La Funeraria el Salvador parecía un hospital. Farlopero López se recuperaba de sus heridas en una cama de agua, mientras que yo aguantaba el tipo sobre el sofá. El Carroña se ocupaba de vendarme el tobillo.

—Tuviste suerte de no matarte —dijo el médico argentino—. Vos no podés volar sin ácido.

Lo del tripi era una soberana estupidez, pero tenía razón en que era afortunado. El problema de España es que no puedes ir armado por la calle. Si te encuentran una pistola, aunque sea simulada, te empapelan para toda la vida. Y yo, que uso la identidad secreta y legal de un abogado de oficio, tenía mucho que perder. Said me sorprendió con la defensa eléctrica. No volvería a pasar.

—Por cierto, te he tenido que cortar el zapato con unas tijeras —explicó.

—¿Qué? —exclamé—. ¿Sabes cuánto me costaron?

—Pero solo uno. Tenías el pie hinchado y no podía sacarlo.

Pensé que, en el fondo, había tenido suerte.

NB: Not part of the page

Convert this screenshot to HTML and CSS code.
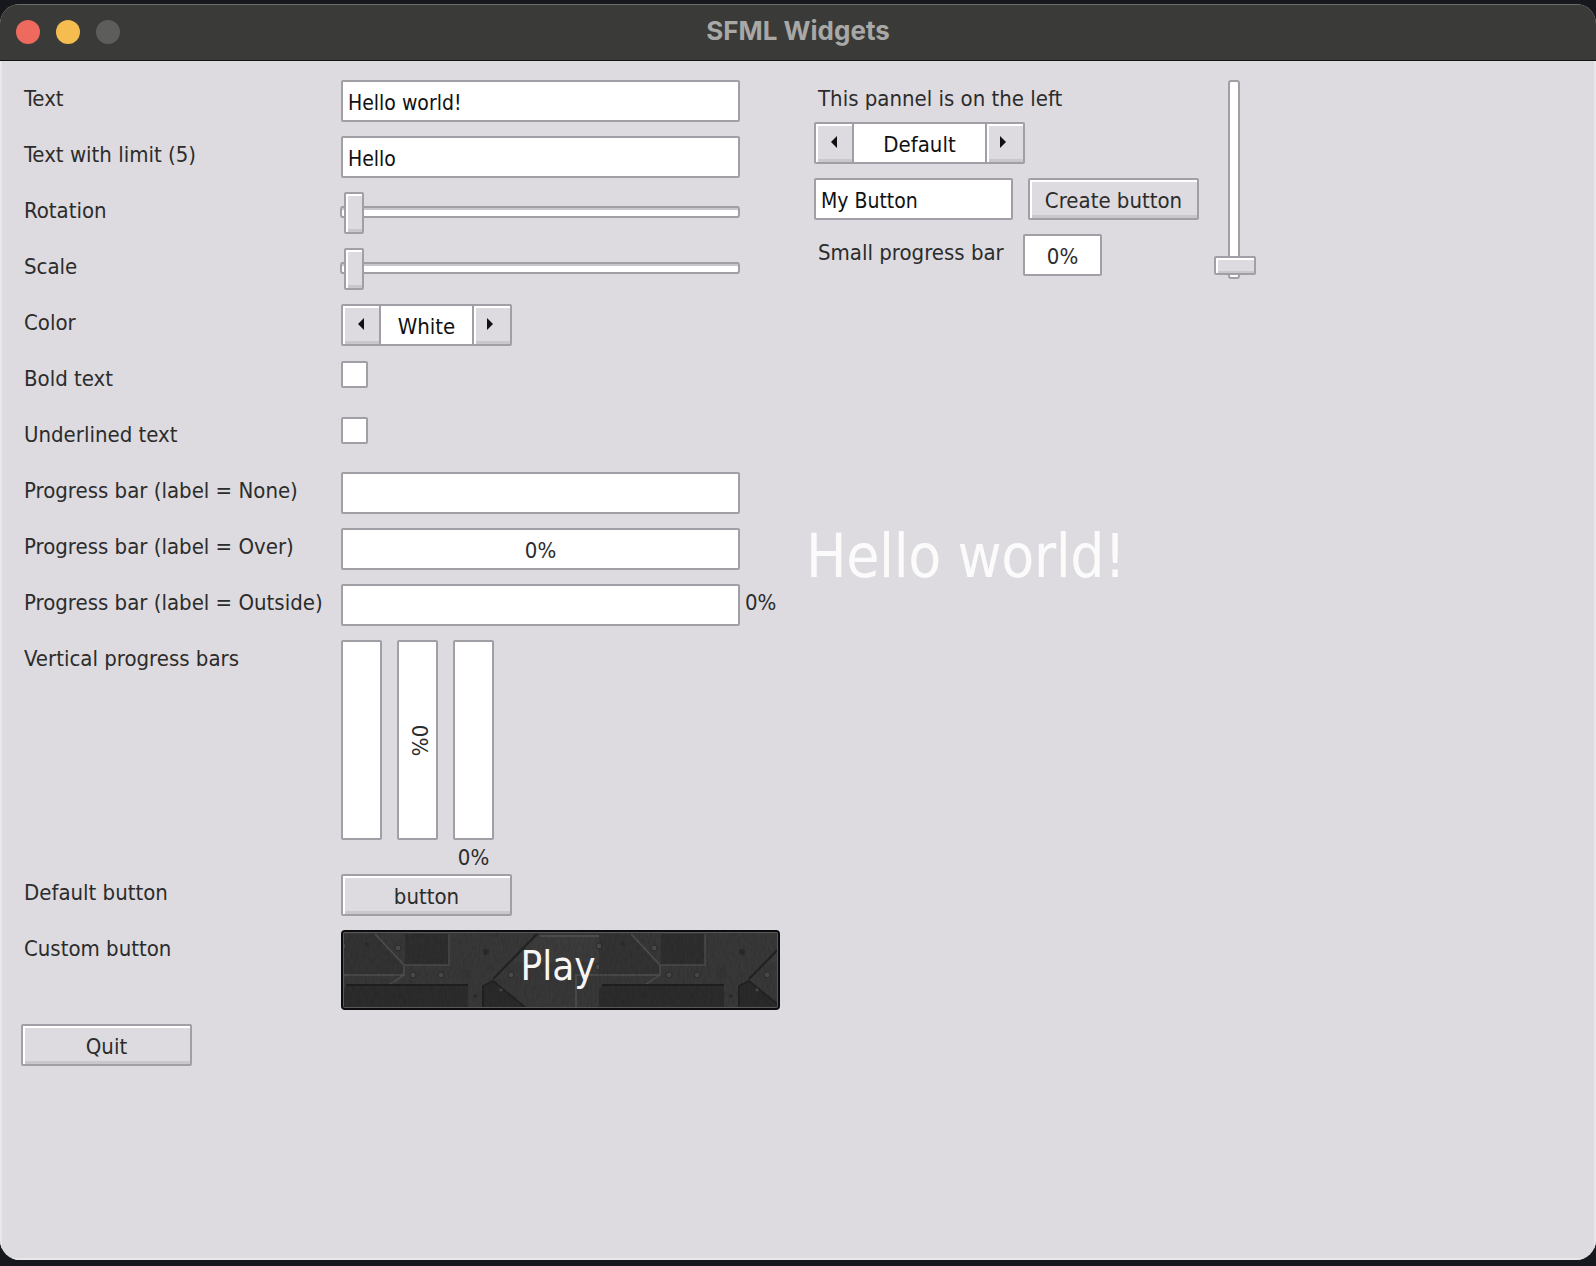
FILE: index.html
```html
<!DOCTYPE html>
<html lang="en">
<head>
    <meta charset="UTF-8">
    <title>SFML Widgets</title>
    <link rel="stylesheet" href="styles.css">
</head>
<body>

    <div class="window">
        <div class="titlebar">
            <div class="lights">
                <span class="light light-close"></span>
                <span class="light light-min"></span>
                <span class="light light-max"></span>
            </div>
            <div class="title">SFML Widgets</div>
        </div>

        <div class="content">
            <!-- left form -->
            <div class="left-col">
                <div class="form">
                    <div class="label">Text</div>
                    <div class="field"><div class="box input wide">Hello world!</div></div>

                    <div class="label">Text with limit (5)</div>
                    <div class="field"><div class="box input wide">Hello</div></div>

                    <div class="label">Rotation</div>
                    <div class="field">
                        <div class="slider wide"><div class="track"></div><div class="thumb"></div></div>
                    </div>

                    <div class="label">Scale</div>
                    <div class="field">
                        <div class="slider wide"><div class="track"></div><div class="thumb"></div></div>
                    </div>

                    <div class="label">Color</div>
                    <div class="field">
                        <div class="selector color-selector">
                            <div class="arrow-btn"><span class="arrow-left"></span></div>
                            <div class="selector-value">White</div>
                            <div class="arrow-btn"><span class="arrow-right"></span></div>
                        </div>
                    </div>

                    <div class="label">Bold text</div>
                    <div class="field"><div class="box checkbox"></div></div>

                    <div class="label">Underlined text</div>
                    <div class="field"><div class="box checkbox"></div></div>

                    <div class="label">Progress bar (label = None)</div>
                    <div class="field"><div class="box wide"></div></div>

                    <div class="label">Progress bar (label = Over)</div>
                    <div class="field"><div class="box wide centered">0%</div></div>

                    <div class="label">Progress bar (label = Outside)</div>
                    <div class="field outside">
                        <div class="box wide"></div>
                        <span class="outside-label">0%</span>
                    </div>

                    <div class="label">Vertical progress bars</div>
                    <div class="field vbars">
                        <div class="vbar-wrap"><div class="box vbar"></div></div>
                        <div class="vbar-wrap"><div class="box vbar centered"><span class="rotated">0%</span></div></div>
                        <div class="vbar-wrap"><div class="box vbar"></div><span class="vbar-label">0%</span></div>
                    </div>

                    <div class="label">Default button</div>
                    <div class="field"><div class="button default-btn">button</div></div>

                    <div class="label">Custom button</div>
                    <div class="field">
                        <div class="play">
                            <svg class="play-bg" width="435" height="76" xmlns="http://www.w3.org/2000/svg">
                                <defs>
                                    <filter id="grain">
                                        <feTurbulence type="fractalNoise" baseFrequency="0.5 0.15" numOctaves="2" seed="4"/>
                                        <feColorMatrix values="0 0 0 0 0  0 0 0 0 0  0 0 0 0 0  1.2 0 0 0 -0.45"/>
                                    </filter>
                                    <pattern id="plate" width="256" height="76" patternUnits="userSpaceOnUse">
                                        <rect width="256" height="76" fill="#383838"/>
                                        <path d="M0 2H32L61 33V43H0Z" fill="#333"/>
                                        <path d="M62 2H106V33H62Z" fill="#2e2e2e"/>
                                        <path d="M62 33H106V2" stroke="#4b4b4b" stroke-width="1.5" fill="none"/>
                                        <path d="M0 43H61V33L32 2M61 43L46 53" stroke="#4f4f4f" stroke-width="1.5" fill="none"/>
                                        <path d="M3 53H125V76H0V58Z" fill="#2c2c2c"/>
                                        <path d="M3 53H125" stroke="#1f1f1f" stroke-width="2"/>
                                        <path d="M140 76V54L150 49L183 76Z" fill="#2a2a2a" stroke="#222" stroke-width="2"/>
                                        <path d="M150 47L194 2" stroke="#222" stroke-width="2" fill="none"/>
                                        <path d="M195 4H265V30H170Z" fill="#3c3c3c"/>
                                        <path d="M197 4H256" stroke="#555" stroke-width="1.5"/>
                                        <path d="M233 76V43H256" stroke="#505050" stroke-width="1.5" fill="none"/>
                                        <g fill="#4a4a4a" stroke="#292929">
                                            <circle cx="55" cy="16" r="3"/>
                                            <circle cx="70" cy="43" r="3"/>
                                            <circle cx="98" cy="43" r="3"/>
                                            <circle cx="168" cy="43" r="3"/>
                                            <circle cx="158" cy="58" r="2"/>
                                            <circle cx="0" cy="14" r="3"/>
                                            <circle cx="256" cy="14" r="3"/>
                                            <circle cx="255" cy="35" r="3"/>
                                        </g>
                                        <g fill="#2a2a2a">
                                            <circle cx="143" cy="20" r="3"/>
                                            <circle cx="122" cy="42" r="5" opacity="0.3"/>
                                            <circle cx="24" cy="12" r="2"/>
                                            <circle cx="132" cy="64" r="2"/>
                                        </g>
                                    </pattern>
                                </defs>
                                <rect width="435" height="76" fill="url(#plate)"/>
                                <rect width="435" height="76" filter="url(#grain)" opacity="0.2"/>
                                <rect x="0.5" y="0.5" width="434" height="75" fill="none" stroke="#585858"/>
                            </svg>
                            <span class="play-text">Play</span>
                        </div>
                    </div>
                </div>

                <div class="button quit-btn">Quit</div>
            </div>

            <!-- right panel -->
            <div class="right-col">
                <div class="panel">
                    <div class="panel-form">
                        <div class="panel-label">This pannel is on the left</div>
                        <div class="selector default-selector">
                            <div class="arrow-btn"><span class="arrow-left"></span></div>
                            <div class="selector-value">Default</div>
                            <div class="arrow-btn"><span class="arrow-right"></span></div>
                        </div>
                        <div class="panel-row">
                            <div class="box input name-input">My Button</div>
                            <div class="button create-btn">Create button</div>
                        </div>
                        <div class="panel-row small-row">
                            <div class="panel-label small-label">Small progress bar</div>
                            <div class="box centered small-bar">0%</div>
                        </div>
                    </div>
                    <div class="vslider"><div class="vtrack"></div><div class="vthumb"></div></div>
                </div>
                <div class="big-text">Hello world!</div>
            </div>
        </div>
    </div>

</body>
</html>
```

FILE: styles.css
```css
* {
    box-sizing: border-box;
}
body {
    margin: 0;
    height: 1266px;
    background-color: #17181d;
    font-family: 'DejaVu Sans Condensed', 'DejaVu Sans', sans-serif;
    font-stretch: condensed;
    font-size: 22px;
    color: #2c2c2c;
    overflow: hidden;
}
.window {
    margin-top: 4px;
    height: 1256px;
    border-radius: 20px;
    overflow: hidden;
    background-color: #dddbdf;
    display: flex;
    flex-direction: column;
}

/* title bar */
.titlebar {
    height: 57px;
    flex: none;
    background-color: #3a3a38;
    border-bottom: 1px solid #111;
    box-shadow: inset 0 1px 0 #6c6c6a;
    display: flex;
    align-items: center;
    position: relative;
}
.lights {
    display: flex;
    gap: 16px;
    padding-left: 16px;
}
.light {
    width: 24px;
    height: 24px;
    border-radius: 50%;
}
.light-close { background-color: #ee6a5f; }
.light-min { background-color: #f5bd4f; }
.light-max { background-color: #5d5d5b; }
.title {
    position: absolute;
    left: 0;
    right: 0;
    padding-bottom: 4px;
    text-align: center;
    font-family: 'Inter', 'Liberation Sans', sans-serif;
    font-stretch: normal;
    font-weight: 700;
    font-size: 26px;
    color: #a8a8a6;
}

/* layout */
.content {
    flex: 1;
    display: flex;
    padding-top: 19px;
    box-shadow: inset 2px 0 0 #e8e7ea, inset -2px 0 0 #e8e7ea, inset 0 -2px 0 #e8e7ea;
}
.left-col {
    width: 804px;
    flex: none;
}
.form {
    display: grid;
    grid-template-columns: 317px 439px;
    row-gap: 14px;
    padding-left: 24px;
}
.label {
    line-height: 24px;
    padding-top: 7px;
}
.field {
    min-height: 42px;
}

/* widgets */
.box {
    background-color: #fff;
    border: 2px solid #a19fa5;
    border-radius: 2px;
    height: 42px;
}
.wide {
    width: 399px;
}
.input {
    padding: 8px 5px 0 5px;
    font-size: 21px;
    line-height: 27px;
    color: #111;
}
.centered {
    display: flex;
    align-items: center;
    justify-content: center;
    padding-top: 2px;
}
.checkbox {
    width: 27px;
    height: 27px;
    margin-top: 1px;
}
.outside {
    display: flex;
}
.outside-label {
    margin-left: 5px;
    line-height: 38px;
}
.slider {
    position: relative;
    height: 42px;
}
.track {
    position: absolute;
    top: 14px;
    left: -1px;
    right: 0;
    height: 12px;
    background-color: #fff;
    border: 2px solid #a19fa5;
    border-radius: 3px;
    box-shadow: inset 0 2px 0 #c8c7cb;
}
.thumb {
    position: absolute;
    top: 0;
    left: 3px;
    width: 20px;
    height: 42px;
    background-color: #dddbdf;
    border: 2px solid #a19fa5;
    border-radius: 2px;
    box-shadow: inset 2px 2px 0 #fff, inset 0 -3px 0 #c8c7cb;
}
.button {
    height: 42px;
    width: 171px;
    background-color: #dddbdf;
    border: 2px solid #a19fa5;
    border-radius: 2px;
    box-shadow: inset 2px 2px 0 #fff, inset 0 -3px 0 #c8c7cb;
    display: flex;
    align-items: center;
    justify-content: center;
    padding-top: 2px;
}
.selector {
    display: flex;
    height: 42px;
    background-color: #fff;
    border: 2px solid #a19fa5;
    border-radius: 2px;
}
.color-selector {
    width: 171px;
}
.default-selector {
    width: 211px;
    margin-top: 11px;
}
.selector-value {
    flex: 1;
    text-align: center;
    line-height: 42px;
    color: #111;
}
.arrow-btn {
    width: 38px;
    background-color: #dddbdf;
    box-shadow: inset 2px 2px 0 #fff, inset 0 -3px 0 #c8c7cb;
    display: flex;
    align-items: center;
    justify-content: center;
    padding-bottom: 3px;
}
.arrow-btn:first-child {
    border-right: 2px solid #a19fa5;
}
.selector-value + .arrow-btn {
    border-left: 2px solid #a19fa5;
    padding-right: 4px;
}
.arrow-left, .arrow-right {
    width: 0;
    height: 0;
    border-top: 6px solid transparent;
    border-bottom: 6px solid transparent;
}
.arrow-left {
    border-right: 6px solid #111;
}
.arrow-right {
    border-left: 6px solid #111;
}

/* vertical bars */
.vbars {
    display: flex;
    gap: 15px;
    height: 220px;
}
.vbar-wrap {
    width: 41px;
    display: flex;
    flex-direction: column;
    align-items: center;
}
.vbar {
    width: 41px;
    height: 200px;
    flex: none;
}
.vbar-label {
    margin-top: 10px;
    line-height: 16px;
}
.rotated {
    transform: rotate(90deg);
    margin: 0 0 2px 5px;
}

/* custom button */
.play {
    position: relative;
    width: 439px;
    height: 80px;
    background-color: #2a2a2a;
    border: 2px solid #0c0c0c;
    border-radius: 4px;
    overflow: hidden;
    display: flex;
    align-items: center;
    justify-content: center;
}
.play-bg {
    position: absolute;
    top: 0;
    left: 0;
}
.play-text {
    position: relative;
    font-size: 40px;
    color: #f6f6f6;
    padding: 0 5px 8px 0;
}
.quit-btn {
    margin: 14px 0 0 21px;
}

/* right panel */
.right-col {
    flex: 1;
}
.panel {
    display: flex;
    gap: 15px;
}
.panel-form {
    width: 396px;
    padding-left: 10px;
}
.panel-label {
    line-height: 24px;
    padding: 7px 0 0 4px;
}
.panel-row {
    display: flex;
    gap: 15px;
    margin-top: 14px;
}
.name-input {
    width: 199px;
}
.create-btn {
    width: 171px;
}
.small-row {
    gap: 0;
}
.small-label {
    width: 209px;
}
.small-bar {
    width: 79px;
}
.vslider {
    position: relative;
    width: 41px;
    height: 199px;
}
.vtrack {
    position: absolute;
    left: 13px;
    top: 0;
    width: 12px;
    height: 199px;
    background-color: #fff;
    border: 2px solid #a19fa5;
    border-radius: 3px;
}
.vthumb {
    position: absolute;
    left: -1px;
    bottom: 4px;
    width: 42px;
    height: 19px;
    background-color: #dddbdf;
    border: 2px solid #a19fa5;
    border-radius: 2px;
    box-shadow: inset 2px 2px 0 #fff, inset 0 -2px 0 #c8c7cb;
}
.big-text {
    margin-top: 242px;
    padding-left: 2px;
    font-size: 60px;
    line-height: 70px;
    letter-spacing: -0.4px;
    color: #fbfbfb;
}
```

El forense no tenía la culpa de hacer bien su trabajo pese a su adicción al caballo.

—Gracias por recogerme, Carroña.

—Alguien tenía que ir a tu rescate, ¿no?

—¿Y tú cómo estás, López?

López estaba fumando. Los hematomas de su rostro perfilaron una sonrisa.

—Bueno, tío, esto son gajes del oficio, ya sabes. Ese crío me atacó por la espalda y me dejó tieso. Ni siquiera lo vi venir.

—¿No sabes por qué lo hizo?

—Buscaría droga o pasta, digo yo. Lo que más me jode es que se llevó mis revistas porno. Tío, las guardaba por orden de tetas en la estantería.

—Una gran pérdida.

—Tenía un ejemplar con el que, según cuentan, se masturbó Franco.

—¿Y qué hacías tú con eso?

—No lo sé, me la vendieron como objeto de coleccionista. Ni siquiera pasé de la portada, ¿sabes? Era una revista porno gay.

En el piso de El Campello no vi revistas, ni cuadros, ni muebles. Si Said vivía realmente allí, se acababa de mudar.

—¿Qué vas a hacer ahora? —preguntó López—. Estás peor que yo.

—Tenés que guardar cama, pibe.

—Tranquilos. —Agarré el móvil y pulsé un número—. No tengo problema en pedir ayuda.

Al tercer tono, una voz ronca sonó al otro lado del aparato.

—Hola, Tuerto —lo saludé—. Tengo un trabajo para ti.